Per sei anni non ho pagato la tassa sulle persone (poll-tax).
Una volta sono stato messo in carcere per una notte, proprio a causa di ciò.
In cella, mentre osservavo le mura di solida pietra, spesse due o tre piedi, la porta di legno e ferro spessa un piede, e l'inferriata che faceva passare la luce, non potei fare a meno di essere colpito dalla stupidità di quella istituzione che mi trattava come se io fossi un pezzo di carne, ossa e sangue, da mettere sotto chiave.
Mi stupivo che tale istituzione fosse alla fine arrivata alla conclusione che questo era l'impiego migliore riservato per me, e che non avesse mai pensato di avvalersi in qualche modo dei miei servigi.
Mi resi conto che, se c'era un muro di pietra tra me e i miei concittadini, ce n'era un'altro ancora più difficile da superare o da attraversare prima che essi potessero essere liberi come lo ero io.
Neanche per un istante mi sentii confinato, e le mura sembravano un grande ammasso di pietre e malta. Ebbi la sensazione come se io solo, tra tutti i miei concittadini, avessi versato la tassa. Chiaramente essi non sapevano come trattarmi, ma si comportavano da persone incolte.
Qualsiasi minaccia e qualsiasi parola gentile erano fuori posto; essi infatti ritenevano che il mio desiderio principale fosse di essere dall'altra parte del muro di pietra. Non potevo evitare di sorridere nel vedere con quanta cura essi chiudessero la porta a chiave per imprigionare i miei pensieri che li seguivano fuori di nuovo senza vincolo o impedimento, e questi erano davvero quello che c'era di pericoloso.

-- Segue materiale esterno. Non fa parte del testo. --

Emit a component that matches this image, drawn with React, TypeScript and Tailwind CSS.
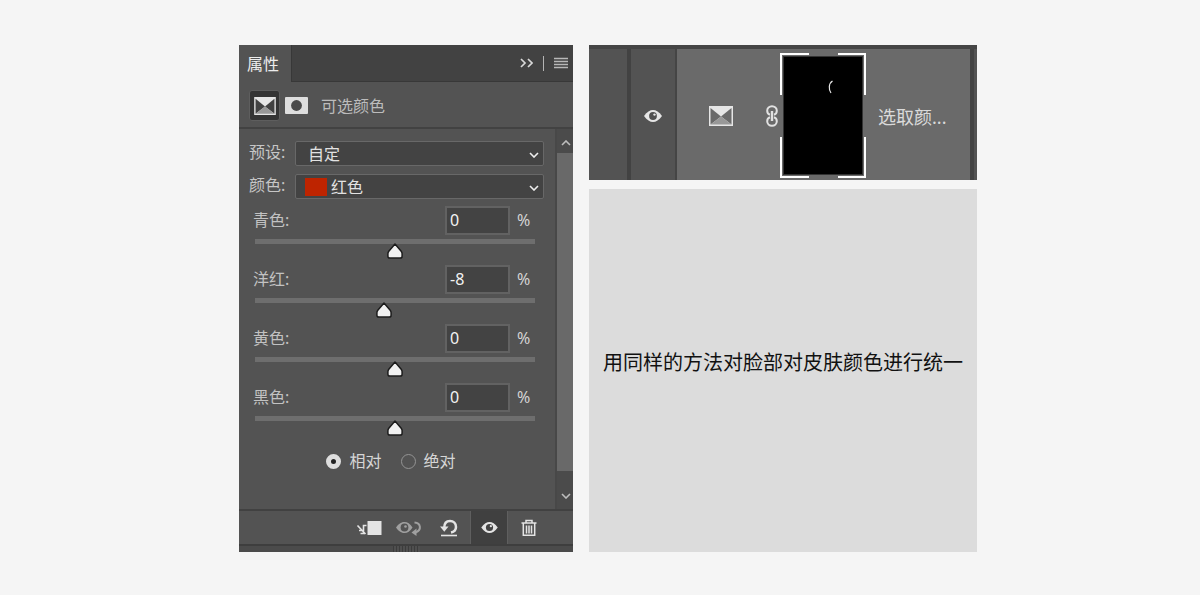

Dal momento che non potevano arrivare alla mia persona, avevano deciso di punire il mio corpo; allo stesso modo che alcuni ragazzi, se non possono vendicarsi direttamente su qualcuno a cui portano rancore, se la prendono con il suo cane.
Mi resi conto che lo Stato era un povero idiota, pauroso come una donna sola che trasporta argenteria, e che non sapeva riconoscere gli amici dai nemici, e allora persi qualsiasi rispetto che mi rimaneva ancora per esso, e lo compatii.
Quindi lo stato non si confronta mai volutamente con i sentimenti umani, intellettuali o morali dell'individuo, ma solo con il suo corpo, con i suoi sensi.
Non è attrezzato con spirito o onestà superiori, ma con una superiore forza fisica.
Io non sono nato per essere costretto.
Voglio assaporare la vita a modo mio.
Vediamo chi è il più forte.
Che potere di costrizione ha una massa? Solo coloro che obbediscono ad una legge superiore alla mia possono dettarmi degli obblighi.
Mi spingono a diventare come loro. Non mi è giunta voce di individui veri costretti a vivere in questo o quel modo da masse di gente.
Che sorta di vita sarebbe quella? Quando incontro un governo che mi dice: "La tua borsa o la tua vita", perché dovrei affrettarmi a dargli i miei soldi?
Potrebbe trovarsi in notevoli ristrettezze, senza sapere come venirne fuori: non ci posso far niente. Esso deve aiutarsi da solo, come faccio io.
Non serve a niente piagnucolarsi addosso.
Non sono responsabile per l'operato efficiente della macchina sociale. Non sono il figlio dell'ingegnere. Mi rendo conto che, quando una ghianda e una castagna cadono l'una accanto all'altra, la prima non giace inerte per fare posto all'altra, ma entrambe obbediscono alle loro leggi, e si schiudono, crescono e fioriscono al meglio, fino a quando una delle due, secondo il caso, mette in ombra e annulla l'altra.
Se una pianta non può vivere secondo natura, muore; e così è per l'essere umano.